The ruling CPP has condemned an opposition lawmaker’s call for Western countries to impose visa sanctions on Prime Minister Hun Sen’s government.
CNRP vice-president Mu Sochua, who is in exile, gave an interview to the BBC on Friday, arguing for targeted sanctions on Mr Hun Sen’s government and immediate circle.
CPP spokesman Sok Eysan dismissed Ms Sochua’s plea.
“I think the opposition party has a habit of calling for sanctions. It is a political tactic to put pressure on the government but it does not work,” he said.
He added that every democratic country objects and rejects sanctions of any kind and Cambodia is no different.
Government spokesman Phay Siphan echoed Mr Eysan’s comments.
“She is doing this for personal politics not public interest,” Mr Siphan said.
“I don’t believe they will follow her demands because they work with legitimate governments not opposition parties.”
“They won’t abandon a country of 15 million people for the complaints of a small group,” he added.
Ms. Sochua had suggested senior figures in the government should be denied visas to Western countries so they can no long visit their properties overseas or have their children and grandchildren educated there.
“The international community has invested billions of dollars into developing Cambodia and making it into a democratic country, dollars that, if they continue to flow into Cambodia, will give a free ride, another 10 years of Mr Hun Sen. That is not quality aid,” Ms Sochua told the BBC.
She acknowledged that sanctions were not what most countries wanted to hear about, but argued action was now essential to preserve what remains of Cambodian democracy ahead of the next general election in July.
“We have less than 10 months left. The international community has leverage on Mr Hun Sen. The international community has to make it very clear that the next government, if it is not born out of free and fair elections, will not be recognised,” she said.
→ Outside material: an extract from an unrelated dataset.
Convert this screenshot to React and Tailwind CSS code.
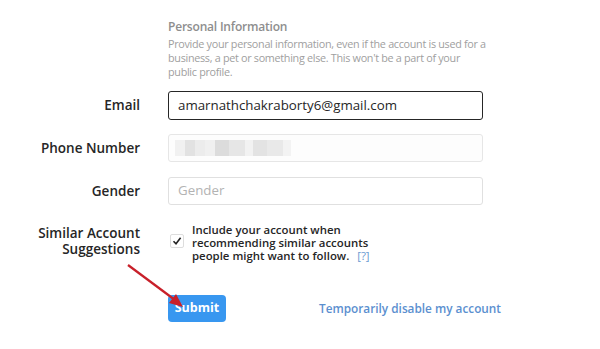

CNRP leader Kem Sokha was last month charged with treason over comments made in 2013 video footage from Australia-based CBN news, which showed him saying the US government had been helping him to push for regime change in Cambodia since 1993.
Prime Minister Hun has spoken out strongly against any attempts of a color revolution and has vowed to track down and arrest “rebels” attempting to start this in the country.